Students (and their families) receive clearer, personalized cost estimates that compare likely monthly loan payments to estimated post-tax income and living expenses, helping them make more informed borrowing and budgeting decisions.
Borrowers receive clearer, regular loan statements that include payment options, servicer contact information, and billing/error resolution procedures, enabling better repayment planning and voluntary small payments that can reduce long‑term interest costs.
Requiring students to manually confirm the exact dollar amount they wish to borrow and urging them to borrow only what they need reduces accidental over‑borrowing and increases borrower awareness of debt levels.
Colleges, loan servicers, and the Department of Education will face increased administrative and compliance costs to implement enhanced counseling tools, updated statements, manual confirmation systems, and revised guidance—costs that could be passed to students or absorbed by institutions.
Showing estimated future debt needed to complete a program could discourage some students—particularly low‑income students—from borrowing the additional funds needed to finish degrees, reducing access and completion for vulnerable populations.
Estimates based on generalized data (BLS CEX and program wage data) may be imprecise for individuals and could mislead some borrowers into decisions that don't match their actual local costs or earnings.

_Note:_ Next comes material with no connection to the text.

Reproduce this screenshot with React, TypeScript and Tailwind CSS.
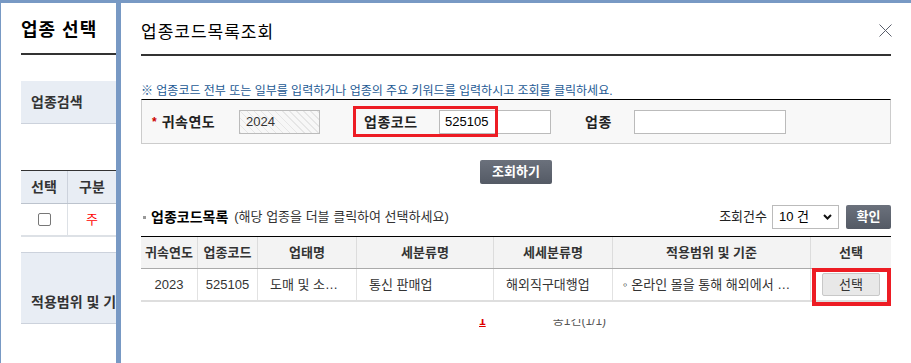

Based on analysis of 4 sections of legislative text.
Introduced May 8, 2025 by Mariannette Miller-Meeks · Last progress May 8, 2025
Requires stronger, earlier loan counseling for students, clear borrower confirmation of exact federal loan amounts before schools certify loans, and regular lender statements while borrowers are not required to make payments. Counseling must include an estimate comparing likely monthly loan payments to post-tax income after living costs (using government spending data), health insurance costs, and projected total student debt; it also must advise minimizing borrowing and show ways to reduce borrowing and the cost of taking extra time to graduate. Also requires lenders/servicers to send quarterly, easy-to-read statements during any non-payment period that show balances, interest accrued, amounts paid, contact info, and explains interest capitalization and how small voluntary payments can cut lifetime interest. Conforming language changes rename “entrance counseling” to “pre-loan counseling.”